High-growth companies — those that double revenues on average in the most recent four years — are creating most of the new jobs and wealth in South Carolina, the report said.

The high-growth firms, usually defined by those reporting revenue growth of 20% a year, accounted for 2.7% of private sector firms in South Carolina during 2004 to 2008, but contributed 66.8% of all net employment gains during that period, according to the report.

Research also showed South Carolina outperforms most states in small business job creation because of high-growth firms, the report said. However, the state hasn’t been as successful as its neighbors in nurturing these companies to scale up sales beyond $25 million a year.

High-impact companies in South Carolina tend to cash out when they reach a valuation of $25 million to $50 million rather than trying to scale up, according to the report.

Since 2000, more than 150 S.C. firms have been acquired by companies outside the state while less than 80 acquisitions were made by companies based in the state, the report noted.

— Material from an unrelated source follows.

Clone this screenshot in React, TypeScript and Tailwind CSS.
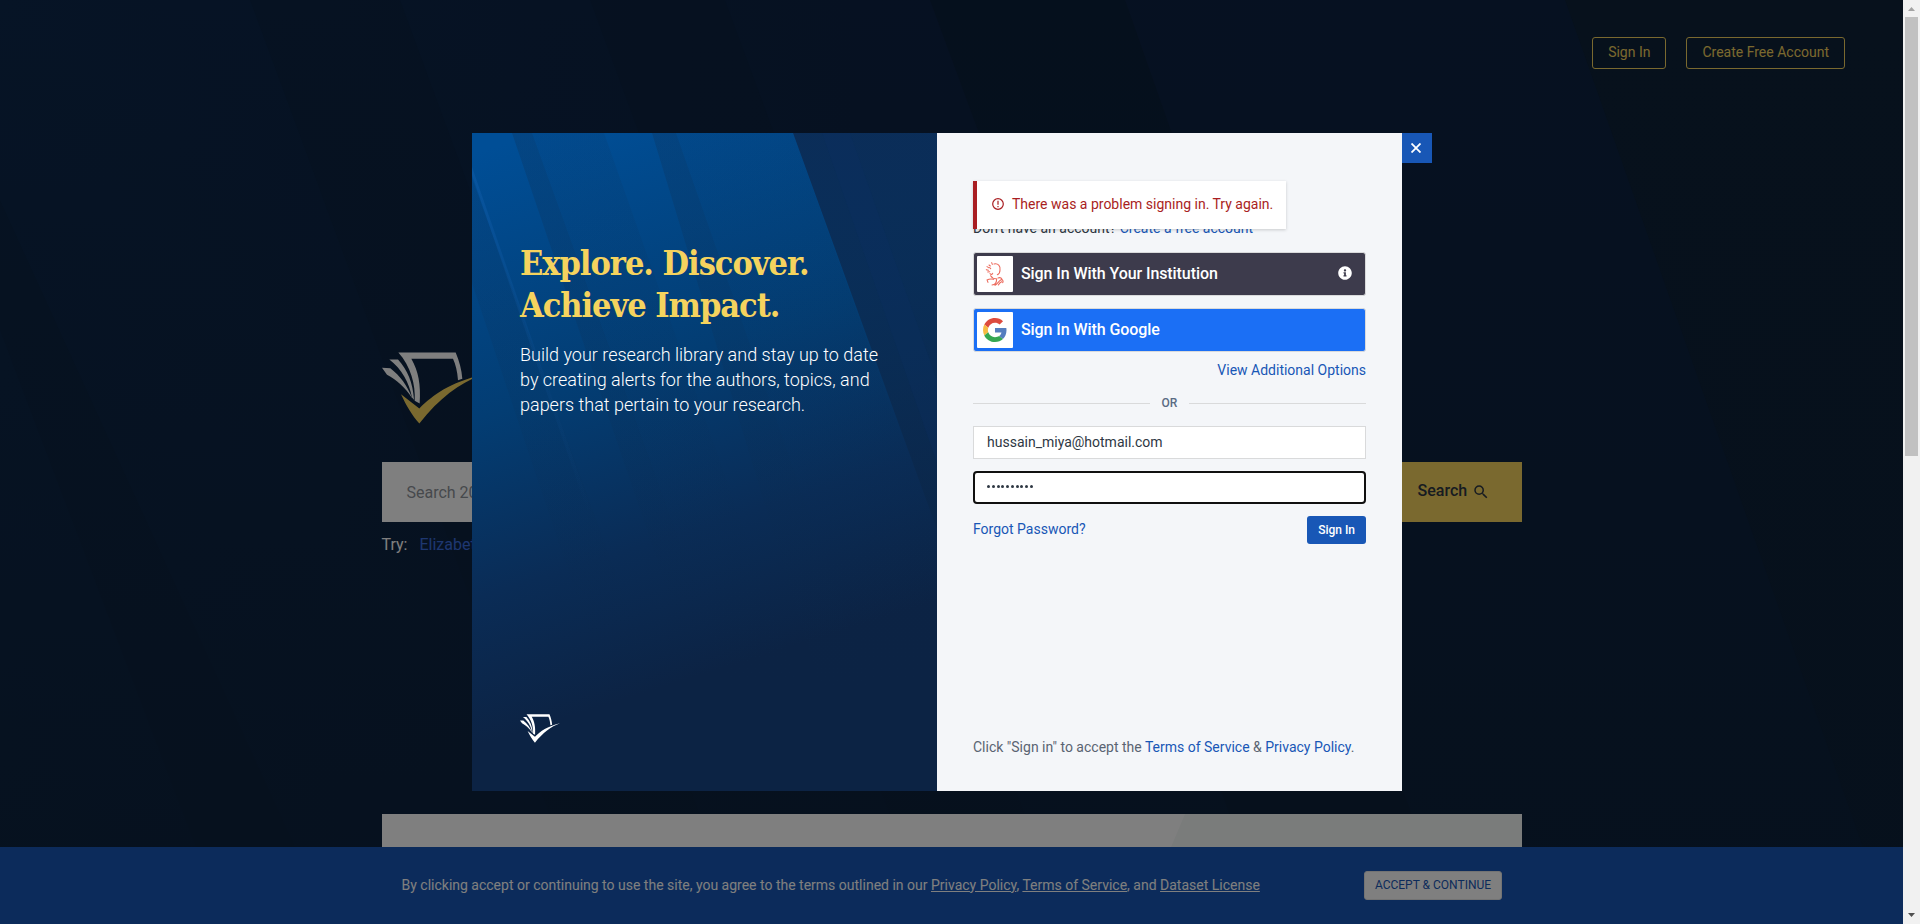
import type { ReactNode } from "react";
import { FaInfoCircle } from "react-icons/fa";
import { MdSearch } from "react-icons/md";

function Logo({ className, check }: { className: string; check: string }) {
  return (
    <svg className={className} viewBox="36 68 300 215" fill="white">
      <path d="M85 69 L257 69 C268 95 275 120 277 148 L264 152 C262 125 257 105 249 88 L124 88 C145 125 153 165 149 222 L134 214 C137 165 122 110 85 69Z" />
      <path d="M58 90 L84 90 C112 120 129 160 132 211 L126 204 C118 160 95 118 58 90Z" />
      <path d="M36 115 L61 116 C90 138 112 168 127 207 C104 172 80 152 51 136 Z" />
      <path fill={check} d="M93 194 L148 237 C190 195 240 160 335 136 C268 162 208 206 148 282 C125 255 110 230 93 194Z" />
    </svg>
  );
}

function GoogleMark() {
  return (
    <svg className="size-6" viewBox="0 0 48 48">
      <path fill="#dd4b3e" d="M24 9.5c3.54 0 6.71 1.22 9.21 3.6l6.85-6.85C35.9 2.38 30.47 0 24 0 14.62 0 6.51 5.38 2.56 13.22l7.98 6.19C12.43 13.72 17.74 9.5 24 9.5z" />
      <path fill="#557ebf" d="M46.98 24.55c0-1.57-.15-3.09-.38-4.55H24v9.02h12.94c-.58 2.96-2.26 5.48-4.78 7.18l7.73 6c4.51-4.18 7.09-10.36 7.09-17.65z" />
      <path fill="#f6bb42" d="M10.53 28.59c-.48-1.45-.76-2.99-.76-4.59s.27-3.14.76-4.59l-7.98-6.19C.92 16.46 0 20.12 0 24c0 3.88.92 7.54 2.56 10.78l7.97-6.19z" />
      <path fill="#36a752" d="M24 48c6.48 0 11.93-2.13 15.89-5.81l-7.73-6c-2.15 1.45-4.92 2.3-8.16 2.3-6.26 0-11.57-4.22-13.47-9.91l-7.98 6.19C6.51 42.62 14.62 48 24 48z" />
    </svg>
  );
}

function InstitutionMark() {
  return (
    <svg className="h-6 w-5" viewBox="0 0 54 72" fill="none" stroke="#ec6a5c" strokeWidth="3.2" strokeLinecap="round">
      <path d="M24 6 C36 3 44 12 42 24 C42 32 39 36 34 38" />
      <path d="M17 2 L19 7 M9 9 L13 12 M3 14 L8 17 M11 17 L14 20 M1 23 L7 25 M5 30 L11 29" />
      <path d="M12 35 C15 38 19 38 20 34 M14 41 C18 48 22 50 30 50" />
      <path d="M3 54 C10 50 16 50 23 52 M4 56 L6 61" />
      <path d="M18 69 C28 68 32 60 32 50 M27 70 C34 66 38 58 44 54 C49 50 53 58 50 62 M37 69 C40 64 43 60 47 59 M36 48 C41 46 46 48 48 52" />
    </svg>
  );
}

function PanelBackdrop() {
  return (
    <svg className="absolute inset-0 size-full" viewBox="0 0 465 658" preserveAspectRatio="none">
      <defs>
        <linearGradient id="panel" gradientUnits="userSpaceOnUse" x1="130" y1="-20" x2="300" y2="520">
          <stop offset="0" stopColor="#004e96" />
          <stop offset="0.45" stopColor="#033d73" />
          <stop offset="0.75" stopColor="#0a2c56" />
          <stop offset="1" stopColor="#0c2344" />
        </linearGradient>
        <linearGradient id="edge" x1="0" y1="0" x2="0" y2="1">
          <stop offset="0" stopColor="#0b2c56" stopOpacity="0.95" />
          <stop offset="0.6" stopColor="#0b2647" stopOpacity="0.6" />
          <stop offset="1" stopColor="#0b2344" stopOpacity="0" />
        </linearGradient>
        <linearGradient id="stripe" x1="0" y1="0" x2="0" y2="1">
          <stop offset="0" stopColor="#0b3560" stopOpacity="0.35" />
          <stop offset="1" stopColor="#0b2748" stopOpacity="0" />
        </linearGradient>
        <linearGradient id="glint" x1="0" y1="0" x2="0" y2="1">
          <stop offset="0" stopColor="#1560ae" stopOpacity="0.4" />
          <stop offset="0.6" stopColor="#1560ae" stopOpacity="0.12" />
          <stop offset="1" stopColor="#1560ae" stopOpacity="0" />
        </linearGradient>
      </defs>
      <rect width="465" height="658" fill="url(#panel)" />
      <polygon points="321,0 465,0 465,400 560,658" fill="url(#edge)" />
      <polygon points="40,0 60,0 240,500 210,500" fill="url(#stripe)" />
      <polygon points="60,0 132,0 330,560 260,560" fill="url(#stripe)" opacity="0.45" />
      <polygon points="180,0 204,0 400,560 350,560" fill="url(#stripe)" />
      <polygon points="204,0 321,0 520,560 400,560" fill="url(#stripe)" opacity="0.4" />
      <polygon points="0,150 0,45 180,540 130,540" fill="url(#stripe)" opacity="0.7" />
      <polygon points="0,42 0,34 120,380 116,380" fill="url(#glint)" />
      <polygon points="350,0 378,0 480,290 465,330" fill="#0d2f62" opacity="0.25" />
    </svg>
  );
}

function PageBackdrop() {
  return (
    <svg className="absolute inset-0 size-full" viewBox="0 0 1903 924" preserveAspectRatio="none">
      <defs>
        <linearGradient id="page" x1="0" y1="0" x2="1" y2="0">
          <stop offset="0" stopColor="#0d284c" />
          <stop offset="0.45" stopColor="#0d2344" />
          <stop offset="1" stopColor="#0d2342" />
        </linearGradient>
        <linearGradient id="fade" x1="0" y1="0" x2="0" y2="1">
          <stop offset="0" stopColor="#0d2138" stopOpacity="0" />
          <stop offset="1" stopColor="#0d2138" stopOpacity="0.7" />
        </linearGradient>
      </defs>
      <rect width="1903" height="924" fill="url(#page)" />
      <polygon points="930,0 1125,0 1450,924 1270,924" fill="#0c2036" opacity="0.7" />
      <polygon points="1565,0 1903,0 1903,924 1890,924" fill="#0e2238" />
      <polygon points="250,0 400,0 740,924 590,924" fill="#0b2038" opacity="0.3" />
      <polygon points="590,0 725,0 1065,924 930,924" fill="#0b2038" opacity="0.3" />
      <polygon points="0,200 0,330 225,924 330,924" fill="#0b2038" opacity="0.3" />
      <rect width="1903" height="924" fill="url(#fade)" />
    </svg>
  );
}

function HeaderButton({ children }: { children: ReactNode }) {
  return (
    <button className="h-8 rounded-[3px] border border-[#f5d35e] px-[15px] pb-[3px] text-sm text-[#f5d35e]">
      {children}
    </button>
  );
}

function ProviderButton({ tone, mark, label, info }: { tone: string; mark: ReactNode; label: string; info?: boolean }) {
  return (
    <button className={`flex h-11 w-full items-center rounded-[3px] border border-[#d9dadb] bg-clip-border px-[3px] text-base font-medium tracking-[-0.08px] text-white ${tone}`}>
      <span className="flex size-9 items-center justify-center rounded-[1px] bg-white">{mark}</span>
      <span className="ml-2 flex-1 text-left">{label}</span>
      {info && <FaInfoCircle className="mr-2.5 mb-0.5 size-[14px]" />}
    </button>
  );
}

function SignInModal() {
  return (
    <div className="absolute inset-0 flex items-center justify-center bg-black/50 pl-px">
      <div className="flex h-[658px] w-[960px] items-start">
        <section className="relative h-full w-[465px]">
          <PanelBackdrop />
          <div className="relative flex h-full flex-col px-12 pt-[109px] pb-12">
            <h1 className="whitespace-nowrap font-['DejaVu_Serif',serif] text-[34px] leading-[42px] font-bold tracking-[-1.03px] text-[#f5d35e] [font-stretch:condensed]">
              Explore. Discover.
              <br />
              Achieve Impact.
            </h1>
            <p className="mt-4 whitespace-nowrap text-lg leading-[25px] font-light text-white">
              Build your research library and stay up to date
              <br />
              by creating alerts for the authors, topics, and
              <br />
              papers that pertain to your research.
            </p>
            <Logo className="mt-auto h-[29px] w-10" check="white" />
          </div>
        </section>

        <section className="flex h-full w-[465px] flex-col bg-[#f4f6f9] px-9 pb-[34px] text-sm text-[#2e3743]">
          <div className="relative z-10 mt-12 flex h-12 w-[313px] shrink-0 items-center border-l-4 border-[#a91e22] bg-white pl-[15px] pb-0.5 text-[#a91e22] shadow-[0_1px_3px_rgba(0,0,0,0.18)]">
            <svg className="mr-2 size-3 shrink-0" viewBox="0 0 12 12" fill="none" stroke="currentColor" strokeWidth="1.2">
              <circle cx="6" cy="6" r="5.3" />
              <path d="M6 2.7V6.8M6 7.9V9.3" />
            </svg>
            <span className="whitespace-nowrap">There was a problem signing in. Try again.</span>
          </div>
          <p className="-mt-[11px] h-5 leading-5">
            Don't have an account? <a className="text-[#1857b6]">Create a free account</a>
          </p>
          <div className="mt-3.5 flex flex-col gap-3">
            <ProviderButton tone="bg-[#3d3b4c]" mark={<InstitutionMark />} label="Sign In With Your Institution" info />
            <ProviderButton tone="bg-[#1b6ff5]" mark={<GoogleMark />} label="Sign In With Google" />
          </div>
          <a className="mt-2 self-end leading-5 text-[#1857b6]">View Additional Options</a>
          <div className="mt-[13px] flex h-5 items-center gap-3 text-xs font-medium text-[#5a6b84]">
            <span className="h-px flex-1 bg-[#d9dadb]" />
            OR
            <span className="h-px flex-1 bg-[#d9dadb]" />
          </div>
          <div className="mt-[13px] flex h-[33px] items-center border border-[#d9dadb] bg-white px-[13px] pb-0.5">hussain_miya@hotmail.com</div>
          <div className="mt-3 flex h-[33px] items-center gap-[1.75px] rounded-[4px] border-2 border-[#101010] bg-white px-3 pb-0.5">
            {Array.from({ length: 10 }, (_, i) => (
              <span key={i} className="size-[3px] rounded-full bg-[#2e3743]" />
            ))}
          </div>
          <div className="mt-3 flex h-7 items-center justify-between">
            <a className="pb-0.5 text-[#1857b6]">Forgot Password?</a>
            <button className="h-7 rounded-[3px] bg-[#1857b6] px-[11px] text-xs font-medium text-white">Sign In</button>
          </div>
          <p className="mt-auto whitespace-nowrap leading-5 text-[#5a6472]">
            Click "Sign in" to accept the <a className="text-[#1857b6]">Terms of Service</a> &amp;{" "}
            <a className="text-[#1857b6]">Privacy Policy</a>.
          </p>
        </section>

        <button className="flex size-[30px] items-center justify-center bg-[#1857b6] pr-0.5 text-white">
          <svg className="size-[10px]" viewBox="0 0 10 10" stroke="currentColor" strokeWidth="1.8">
            <path d="M0.5 0.5L9.5 9.5M9.5 0.5L0.5 9.5" />
          </svg>
        </button>
      </div>
    </div>
  );
}

function ScrollBar() {
  return (
    <div className="flex h-full w-[17px] flex-col items-center justify-between bg-[#f1f1f1]">
      <div className="flex flex-col items-center">
        <svg className="h-[17px] w-[17px]" viewBox="0 0 17 17">
          <path d="M5 11L8.5 7L12 11Z" fill="#a3a3a3" />
        </svg>
        <div className="h-[439px] w-[13px] bg-[#c1c1c1]" />
      </div>
      <svg className="h-[17px] w-[17px]" viewBox="0 0 17 17">
        <path d="M5 6L8.5 10L12 6Z" fill="#505050" />
      </svg>
    </div>
  );
}

export default function App() {
  return (
    <div className="flex h-[924px] w-[1920px] overflow-hidden font-[Roboto,sans-serif]">
      <main className="relative h-full w-[1903px]">
        <PageBackdrop />
        <div className="relative flex h-full flex-col">
          <header className="flex justify-end gap-5 pt-[37px] pr-[58px]">
            <HeaderButton>Sign In</HeaderButton>
            <HeaderButton>Create Free Account</HeaderButton>
          </header>
          <div className="mx-auto mt-[283px] flex w-[1140px] flex-1 flex-col">
            <Logo className="h-[72px] w-[100px]" check="#f5d35e" />
            <div className="mt-[38px] flex h-[60px] shrink-0 bg-white">
              <div className="flex flex-1 items-center pt-px pl-[25px] text-base text-[#8d9299]">Search 20</div>
              <div className="flex w-[121px] items-center gap-[5px] bg-[#f5d35e] pl-[17px] pb-0.5 text-base font-medium text-[#2e3743]">
                Search
                <MdSearch className="mt-0.5 size-[18px]" />
              </div>
            </div>
            <div className="mt-[11px] flex gap-3 text-base leading-6 text-white">
              Try: <a className="text-[#3c6fe0]">Elizabeth</a>
            </div>
            <div className="mt-auto h-[33px] shrink-0 overflow-hidden bg-white">
              <svg className="size-full" viewBox="0 0 1140 33">
                <polygon points="803,0 1140,0 1140,33 789,33" fill="#f5f8f7" />
              </svg>
            </div>
          </div>
          <footer className="h-[77px] shrink-0 bg-[#1857b6]">
            <div className="mx-auto flex h-full w-[1101px] items-center justify-between text-sm text-white">
              <p className="whitespace-nowrap pb-0.5 pl-[0.5px]">
                By clicking accept or continuing to use the site, you agree to the terms outlined in our{" "}
                <a className="underline">Privacy Policy</a>, <a className="underline">Terms of Service</a>, and{" "}
                <a className="underline">Dataset License</a>
              </p>
              <button className="h-[29px] w-[138px] rounded-[3px] border border-[#e6e6e6] bg-white pb-px text-xs text-[#1857b6]">ACCEPT &amp; CONTINUE</button>
            </div>
          </footer>
        </div>
        <SignInModal />
      </main>
      <ScrollBar />
    </div>
  );
}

The report also cited the state’s conservative business culture. A majority of investors, lenders and executives interviewed for the study noted that most S.C. businesses are averse to giving up equity to obtain financing under standard market terms. Those interviewed also said S.C. firms are reluctant to “double down” to leverage debt financing.

The Faber Entrepreneurship Center is working with the state Commerce Department, the private sector and New Carolina: South Carolina’s Council on Competitiveness to help develop a stronger business network and support for high-impact firms.

“Many of the ideas will roll into a state innovation plan we hope to launch early this year and some will be addressed by commerce’s Division of Small Business,” said Commerce Secretary Bobby Hitt.

The Faber center was commissioned by New Carolina to conduct the study, with input from the Commerce Department. The study was conducted to provide state-level economic development policymakers with a better understanding of the capital gaps affecting high-growth firms founded in South Carolina.

In compiling the report, researchers interviewed more than 100 S.C. business owners and 70 bankers, venture capitalists, private-equity managers, business consultants, attorneys, investment brokers and certified public accountants.